Thursday, September 24, 2009

Loose Coupling Decorators

Many programming languages offer the ability to decorate certain constructs such as functions or methods. What exactly is a decoration in this context? It is referred to as a decorator because the function or method declaration looks as though it is being decorated. The name is syntactically descriptive. So, having said this, what exactly is a decorator? In Python, a decorator is essentially a function that is used to take an existing function or method and return a transformed version of it. The @ symbol denotes a decorator in Python and is placed above the function or method definition.
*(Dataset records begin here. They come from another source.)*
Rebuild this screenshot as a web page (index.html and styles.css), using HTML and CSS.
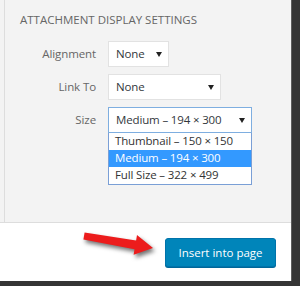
FILE: index.html
```html
<!DOCTYPE html>
<html lang="en">
<head>
    <meta charset="UTF-8">
    <title>Attachment Display Settings</title>
    <link rel="stylesheet" href="styles.css">
</head>
<body>
    <div class="frame">
        <div class="sidebar-wrap">
            <div class="sidebar">
                <h2 class="title">Attachment Display Settings</h2>

                <div class="setting">
                    <span class="label">Alignment</span>
                    <div class="select select-small">None<span class="caret"></span></div>
                </div>

                <div class="setting">
                    <span class="label">Link To</span>
                    <div class="select select-medium">None<span class="caret"></span></div>
                </div>

                <div class="setting">
                    <span class="label">Size</span>
                    <div class="select-group">
                        <div class="select select-large focused">Medium &ndash; 194 &times; 300<span class="caret"></span></div>
                        <ul class="options">
                            <li>Thumbnail &ndash; 150 &times; 150</li>
                            <li class="selected">Medium &ndash; 194 &times; 300</li>
                            <li>Full Size &ndash; 322 &times; 499</li>
                        </ul>
                    </div>
                </div>
            </div>
        </div>

        <div class="toolbar">
            <button class="insert-btn">Insert into page</button>
        </div>

        <!-- annotation arrow pointing at the button -->
        <svg class="pointer" width="291" height="281" viewBox="0 0 291 281">
            <polygon points="84.6,232.5 136.1,240.5 137,235 153,248 133.6,254.8 134.5,249.3 83.4,239.5" fill="#ec1c1c"/>
        </svg>
    </div>
</body>
</html>
```

FILE: styles.css
```css
* {
    margin: 0;
    padding: 0;
    box-sizing: border-box;
}

body {
    background: #353535;
    font-family: 'Open Sans', 'Noto Sans', sans-serif;
    width: 300px;
    height: 286px;
    overflow: hidden;
}

.frame {
    position: relative;
    width: 291px;
    height: 281px;
    display: flex;
    flex-direction: column;
    box-shadow: 1px 0 0 #5e5e5e;
}

.sidebar-wrap {
    height: 223px;
    background: #f3f3f3;
    padding-left: 4px;
    border-bottom: 1px solid #dddddd;
}

.sidebar {
    height: 100%;
    border-left: 1px solid #dddddd;
    padding: 12px 0 0 15px;
}

.title {
    font-size: 11.5px;
    font-weight: 400;
    text-transform: uppercase;
    color: #666;
    margin-bottom: 14px;
}

.setting {
    display: flex;
    align-items: flex-start;
    gap: 12px;
    margin-bottom: 7px;
}

.label {
    width: 76px;
    text-align: right;
    font-size: 11.5px;
    letter-spacing: -0.1px;
    color: #666;
    line-height: 26px;
}

.select {
    position: relative;
    height: 26px;
    line-height: 24px;
    padding-left: 7px;
    background: #fff;
    border: 1px solid #e2e2e2;
    font-size: 11.5px;
    letter-spacing: -0.15px;
    color: #32373c;
}

.select-small {
    width: 61px;
}

.select-medium {
    width: 113px;
}

.select-large {
    width: 144px;
}

.select.focused {
    border-color: #7eaee0;
}

.caret {
    position: absolute;
    right: 6px;
    top: 10px;
    border-left: 3.5px solid transparent;
    border-right: 3.5px solid transparent;
    border-top: 5px solid #222;
}

.options {
    list-style: none;
    width: 144px;
    background: #fff;
    border: 1px solid #7a9fd6;
    border-top: none;
}

.options li {
    height: 17px;
    line-height: 16px;
    padding-left: 6px;
    font-size: 11.5px;
    letter-spacing: -0.15px;
    color: #333;
}

.options li.selected {
    background: #3399ff;
    color: #fff;
}

.toolbar {
    flex: 1;
    background: #fff;
    display: flex;
    align-items: center;
    justify-content: flex-end;
    padding-right: 15px;
}

.insert-btn {
    width: 111px;
    height: 29px;
    background: #0085ba;
    border: 1px solid #0073aa;
    border-radius: 3px;
    box-shadow: 0 1px 0 #006799;
    color: #fff;
    font-family: inherit;
    font-size: 11.5px;
}

.pointer {
    position: absolute;
    left: 0;
    top: 0;
    filter: drop-shadow(2px 3px 2px rgba(0,0,0,0.55));
}
```
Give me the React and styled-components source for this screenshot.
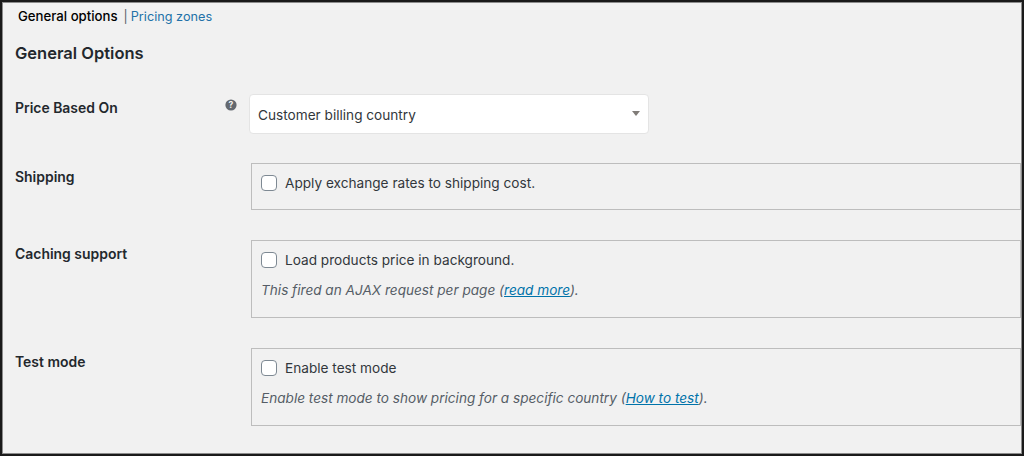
import React from 'react'
import styled, { createGlobalStyle } from 'styled-components'

const Global = createGlobalStyle`
html, body {
    margin: 0;
    padding: 0;
    background: #f1f1f1;
}
body {
    font-family: Inter, "Noto Sans", sans-serif;
}
`
const Frame = styled.div`
    box-sizing: border-box;
    width: 1024px;
    height: 456px;
    overflow: hidden;
    background: #f1f1f1;
    border: 2px solid #1a1a1a;
    box-shadow: inset 0 0 0 1px #8c8c8c;
    padding: 0 0 0 13px;
`
const Tabs = styled.div`
    display: flex;
    align-items: center;
    height: 26px;
    padding: 1px 0 0 3px;
`
const Current = styled.span`
    font-size: 13.2px;
    color: #000;
    font-weight: 500;
    margin-right: 6px;
`
const Sep = styled.span`
    font-size: 12.5px;
    color: #555d66;
    margin-right: 3px;
`
const TabLink = styled.a`
    font-size: 12.7px;
    color: #2271a8;
    text-decoration: none;
`
const Heading = styled.h2`
    margin: 12px 0 0;
    height: 24px;
    line-height: 24px;
    font-size: 16.5px;
    font-weight: 600;
    color: #23282d;
`
const Row = styled.div`
    display: grid;
    grid-template-columns: 234px 772px;
    margin-top: ${p => p.$top}px;
`
const Label = styled.div`
    position: relative;
    padding-top: 4px;
    font-size: 13.95px;
    line-height: 20px;
    font-weight: 600;
    color: #23282d;
`
const Help = styled.svg`
    position: absolute;
    top: 5px;
    right: 12px;
    width: 12px;
    height: 12px;
`
const Select = styled.div`
    box-sizing: border-box;
    display: flex;
    align-items: center;
    justify-content: space-between;
    width: 400px;
    height: 40px;
    padding: 2px 8px 0 8px;
    background: #fff;
    border: 1px solid #e4e4e4;
    border-radius: 4px;
    font-size: 13.63px;
    color: #32373c;
`
const Caret = styled.i`
    width: 0;
    height: 0;
    margin-top: -3px;
    border-style: solid;
    border-width: 5px 4px 0 4px;
    border-color: #807c78 transparent transparent transparent;
`
const Box = styled.div`
    box-sizing: border-box;
    width: 770px;
    margin-left: 2px;
    height: ${p => p.$h}px;
    padding: 9px 9px 0;
    border: 1px solid #bdbdbd;
`
const Check = styled.label`
    display: flex;
    align-items: center;
    height: 20px;
    font-size: 13.63px;
    color: #32373c;
`
const Tick = styled.input.attrs({ type: 'checkbox' })`
    appearance: none;
    box-sizing: border-box;
    width: 16px;
    height: 16px;
    margin: 0 8px 0 0;
    background: #fff;
    border: 1px solid #7e8993;
    border-radius: 4px;
`
const Note = styled.p`
    margin: 10px 0 0;
    height: 20px;
    line-height: 20px;
    font-size: 13.6px;
    font-style: italic;
    color: #555d66;
    a {
        color: #0073aa;
        text-decoration: underline;
    }
`

function App() {
    return (
        <Frame>
            <Global />
            <Tabs>
                <Current>General options</Current>
                <Sep>|</Sep>
                <TabLink href="#">Pricing zones</TabLink>
            </Tabs>
            <Heading>General Options</Heading>
            <Row $top={29}>
                <Label>
                    Price Based On
                    <Help viewBox="0 0 12 12">
                        <circle cx="6" cy="6" r="5.6" fill="#646970" />
                        <text x="6" y="9" textAnchor="middle" fontSize="8.5" fontWeight="700" fill="#f1f1f1">?</text>
                    </Help>
                </Label>
                <Select>
                    Customer billing country
                    <Caret />
                </Select>
            </Row>
            <Row $top={29}>
                <Label>Shipping</Label>
                <Box $h={47}>
                    <Check><Tick />Apply exchange rates to shipping cost.</Check>
                </Box>
            </Row>
            <Row $top={30}>
                <Label>Caching support</Label>
                <Box $h={78}>
                    <Check><Tick />Load products price in background.</Check>
                    <Note>This fired an AJAX request per page (<a href="#">read more</a>).</Note>
                </Box>
            </Row>
            <Row $top={30}>
                <Label>Test mode</Label>
                <Box $h={78}>
                    <Check><Tick />Enable test mode</Check>
                    <Note>Enable test mode to show pricing for a specific country (<a href="#">How to test</a>).</Note>
                </Box>
            </Row>
        </Frame>
    )
}

export default App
So how does this help the developer? Why would they want to take a perfectly normal function definition and put some strange syntax around it? The main purpose for this being that it serves as a factory that can inject objects into the function from other name spaces. This is useful because it allows some developers to define decorators and others can define functions and methods that use them. This supports loose-coupling because the same decorators can be used for many functions. Additionally, a function may be decorated by many decorators.

The effect here is similar that of inheritance. However, these can be difficult to achieve sometimes with inheritance if a strict hierarchy isn't thought up from the onset. The polymorphic operations all need to be consistent with one another using this approach.

The inheritance approach to loose-coupling is probably a superior design to using decorators throughout an application. It is cleaner and provides more consistency. However, if this isn't the initial approach taken and there simply isn't enough time to design a resilient class hierarchy, the decorator approach is a good candidate to achieve loose-coupling.